Non seulement la science de la fin du XVe siècle est prête à laisser l'art intervenir dans certaines sphères phériphériques -comme par exemple celui du dessin scientifique -, mais ses réflexions intègrent des thèmes qui reçoivent leur légitimité, non plus certes de la foi en Dieu, mais du sentiment artistique et du sentiment du Beau.

Léonard de Vinci, La Vierge ā l'enfant avec Sainte Anne

La science, durant les siècles suivants, évince progressivement méthodes et éléments étrangers à sa logique. La pensée scientifique, dans le même temps, pénètre d'autres sphères de l'existence, tandis que la philosophie, devenant elle-même plus scientifique, se retire du domaine des sciences de la nature. Lamarck et Schelling, constate Hermann Broch, constituent les derniers représentants de l'ancienne histoire naturelle, au regard de laquelle on croyait le plus sérieusement du monde pouvoir intervenir dans les sciences de la nature d'une manière spéculative.

Le passage de l'histoire naturelle à la science de la nature, de la philosophie de l'histoire à l'histoire, etc. témoigne, au cours des siècles, de ce que Hermann Broch nomme la scientifisation de la pensée.

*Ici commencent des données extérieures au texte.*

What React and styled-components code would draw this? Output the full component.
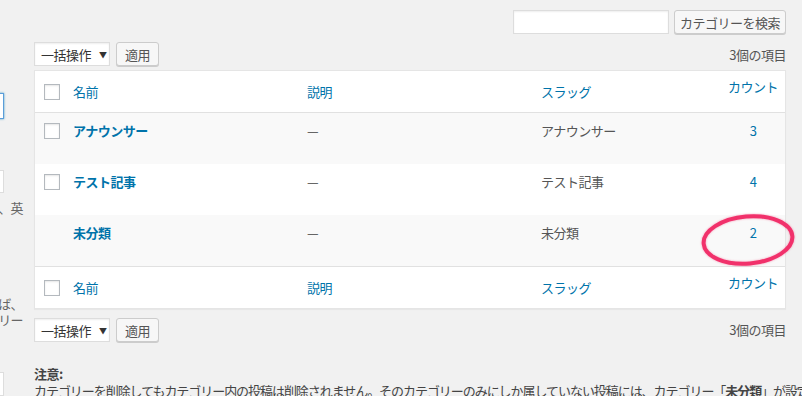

La guerre en soi, le militarisme en soi, le sport en soi, la politique en soi ne peuvent être pensés dans leur pureté - dans leur menaçante pureté ! - qu'à partir du moment où les principes et les méthodes appliqués dans ces domaines de valeur sont devenus aussi scientifiques, aussi implacablement scientifiques, que la science en soi ; il fallait en effet que ces domaines de valeur particuliers eussent d'abord créé leurs propres fondements scientifiques, pour pouvoir accéder à cette autonomie et à cette intangibilité absolues auxquelles ils étaient prédestinés, dès lors qu'ils s'étaient affranchis du système englobant de l'Eglise médiévale. Le processus de purification dans lequel les différents domaines de valeur trouvent leur autonomie est donc synonyme de leur scientifisation irrésistible et automatique.

 

Revenant au cas de l'art, Hermann Broch place sa réflexion sous l'auspice de Goethe, en la personne de qui, observe-t-il, les aspirations scientifiques et artistiques se trouvent réunies comme jamais elles ne l'avaient été depuis la Renaissance.

Rembrandt, Faust

Goethe incarne un possible qui est celui de la totalité de la connaissance et de l'expérience vécue, car outre qu'il assigne à la Bildung, la culture, un rôle qui, sans porter atteinte à l'autonomie de l'art, implique et exige qu'elle s'imprègne de l'esprit de la science, il réserve à l'imagination créatrice fonction de porter la connaissance rationnelle au-delà des limites de la raison, i. e. de descendre dans l'irrationnel et vers les Mères, en tant que lieu originaire du féminin et de la vie, i. e. des Urphänomene, ou, dixit Heidegger, en tant que Terre. De cette plongée dans le cosmos habité par les forces en travail, l'imagination reçoit une direction qui, certes, rejoint la finalité de toute science, à savoir la connaissance en soi, mais ne se confond pourtant pas avec le cours même de la science : telle un puissant flux souterrain, elle accompagne le fleuve, rejaillit constamment en lui et le renouvelle sans cesse.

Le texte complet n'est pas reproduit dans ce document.